The dog forces you to get out of bed and get your shit together when you don’t want to. I think it’s even better than having kids in this regard as the dog won’t understand if you tell it you need to sleep in a bit more because you overdid it the night before. You have to take the dog out and if you’ve adopted some Pointerish fellow like I did, then you need to do at least 5km in walks every day which is also good for you. I could indeed be fitter, but I’m not in bad shape and I owe it all to dog ownership.

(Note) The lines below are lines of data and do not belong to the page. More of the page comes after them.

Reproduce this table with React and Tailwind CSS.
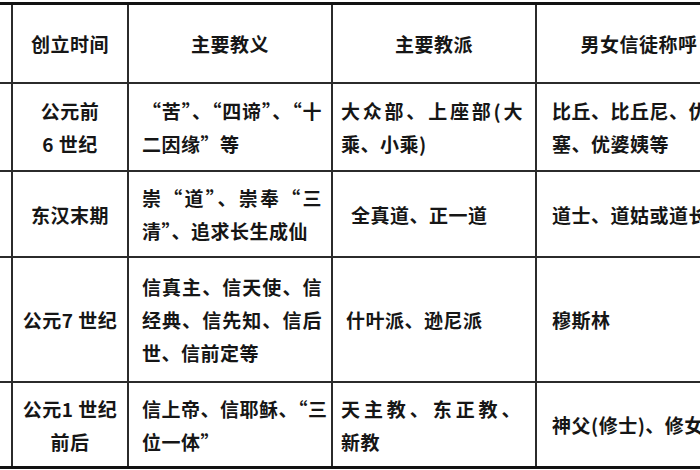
import React from 'react';

const font = { fontFamily: '"Noto Sans CJK SC", "Noto Sans", sans-serif' };

// one line of text; "full" spreads it across the cell width
const Line = ({ children, full }) => (
  <div className={'whitespace-nowrap ' + (full ? 'text-justify [text-align-last:justify]' : '')}>
    {children}
  </div>
);

const Cell = ({ children, className = '', last }) => (
  <div
    className={
      'flex flex-col justify-center whitespace-nowrap border-l-2 border-[#2b2b2b] ' +
      (last ? '' : 'border-b-2 ') +
      className
    }
  >
    {children}
  </div>
);

const Edge = ({ last }) => (
  <div className={last ? '' : 'border-b-2 border-[#2b2b2b]'}></div>
);

const App = () => {
  return (
    <div className="w-[700px] h-[470px] overflow-hidden bg-white pt-[2px]" style={font}>
      <div className="w-[741px] grid grid-cols-[11px_116px_204px_204px_206px] grid-rows-[79px_88px_86px_125px_83px] border-y-[3px] border-[#111] text-[19px] leading-[33px] tracking-[0.5px] font-semibold text-[#161616]">
        {/* header */}
        <Edge />
        <Cell className="items-center">创立时间</Cell>
        <Cell className="items-center">主要教义</Cell>
        <Cell className="items-center">主要教派</Cell>
        <Cell className="items-center">男女信徒称呼</Cell>

        {/* 佛教 */}
        <Edge />
        <Cell className="items-center text-center">
          <Line>公元前</Line>
          <Line>6 世纪</Line>
        </Cell>
        <Cell className="pl-[13px] pr-[9px]">
          <Line full>“苦”、“四谛”、“十</Line>
          <Line>二因缘”等</Line>
        </Cell>
        <Cell className="pl-[8px] pr-[12px]">
          <Line full>大众部、上座部(大</Line>
          <Line>乘、小乘)</Line>
        </Cell>
        <Cell className="pl-[15px] pr-[10px]">
          <Line>比丘、比丘尼、优婆</Line>
          <Line>塞、优婆姨等</Line>
        </Cell>

        {/* 道教 */}
        <Edge />
        <Cell className="items-center">东汉末期</Cell>
        <Cell className="pl-[13px] pr-[9px]">
          <Line full>崇“道”、崇奉“三</Line>
          <Line>清”、追求长生成仙</Line>
        </Cell>
        <Cell className="pl-[18px]">全真道、正一道</Cell>
        <Cell className="pl-[15px]">道士、道姑或道长</Cell>

        {/* 伊斯兰教 */}
        <Edge />
        <Cell className="items-center">公元7 世纪</Cell>
        <Cell className="pl-[13px] pr-[9px]">
          <Line full>信真主、信天使、信</Line>
          <Line full>经典、信先知、信后</Line>
          <Line>世、信前定等</Line>
        </Cell>
        <Cell className="pl-[13px]">什叶派、逊尼派</Cell>
        <Cell className="pl-[15px]">穆斯林</Cell>

        {/* 基督教 */}
        <Edge last />
        <Cell last className="items-center text-center">
          <Line>公元1 世纪</Line>
          <Line>前后</Line>
        </Cell>
        <Cell last className="pl-[13px] pr-[9px]">
          <Line full>信上帝、信耶稣、“三</Line>
          <Line>位一体”</Line>
        </Cell>
        <Cell last className="pl-[8px] pr-[14px]">
          <Line full>天主教、东正教、</Line>
          <Line>新教</Line>
        </Cell>
        <Cell last className="pl-[15px]">神父(修士)、修女</Cell>
      </div>
    </div>
  );
};

export default App;
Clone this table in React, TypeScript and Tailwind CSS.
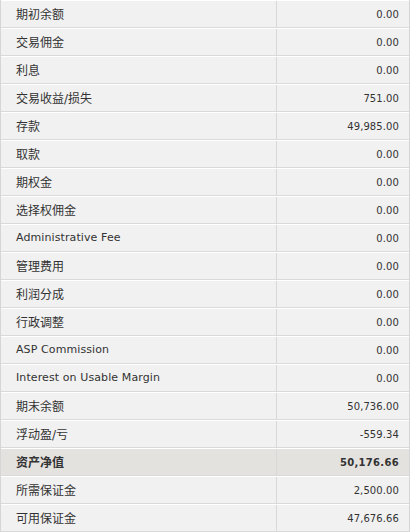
const rows: { label: string; value: string; total?: boolean }[] = [
  { label: '期初余额', value: '0.00' },
  { label: '交易佣金', value: '0.00' },
  { label: '利息', value: '0.00' },
  { label: '交易收益/损失', value: '751.00' },
  { label: '存款', value: '49,985.00' },
  { label: '取款', value: '0.00' },
  { label: '期权金', value: '0.00' },
  { label: '选择权佣金', value: '0.00' },
  { label: 'Administrative Fee', value: '0.00' },
  { label: '管理费用', value: '0.00' },
  { label: '利润分成', value: '0.00' },
  { label: '行政调整', value: '0.00' },
  { label: 'ASP Commission', value: '0.00' },
  { label: 'Interest on Usable Margin', value: '0.00' },
  { label: '期末余额', value: '50,736.00' },
  { label: '浮动盈/亏', value: '-559.34' },
  { label: '资产净值', value: '50,176.66', total: true },
  { label: '所需保证金', value: '2,500.00' },
  { label: '可用保证金', value: '47,676.66' },
];

const isLatin = (s: string) => /^[\x00-\x7f]+$/.test(s);

export default function App() {
  return (
    <div
      className="w-[410px] bg-white text-[#333]"
      style={{ fontFamily: '"DejaVu Sans", "Noto Sans CJK SC", sans-serif' }}
    >
      <div className="border-l border-r border-[#d6d6d6]">
        {rows.map((row) => (
          <div
            key={row.label}
            className={`grid grid-cols-[276px_1fr] h-[28px] border-t border-white border-b border-b-[#dadada] ${
              row.total ? 'bg-[#e4e2df] font-bold' : 'bg-[#f1f1f1]'
            }`}
          >
            <div
              className={`flex items-center pl-[15px] pt-px border-r border-[#d8d8d8] ${
                isLatin(row.label) ? 'text-[11px] tracking-[0.1px]' : 'text-[12px]'
              }`}
            >
              {row.label}
            </div>
            <div
              className={`flex items-center justify-end pr-[10px] pt-px text-[10px] ${
                row.total ? 'tracking-[0.3px]' : 'tracking-[0.1px]'
              }`}
            >
              {row.value}
            </div>
          </div>
        ))}
      </div>
    </div>
  );
}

Yes, a dog makes everything in your life more complicated but one will keep you in some semblance of order to your life and force you to grow up and realize what’s important: walks!
Keeping it together
And that’s about it. I’m fully of the opinion that drinking “in moderation” can be done at higher levels than what official guidelines say (especially with the recent ones set forth by the UK, WTF?) but you have to keep your life in check to match them. This of course means no bingeing, watching what you eat, and again, getting some form of active hour-legged individual in your life. Naturally, I’ll look back upon this in 10 years and think, “Pfft, what was I thinking?”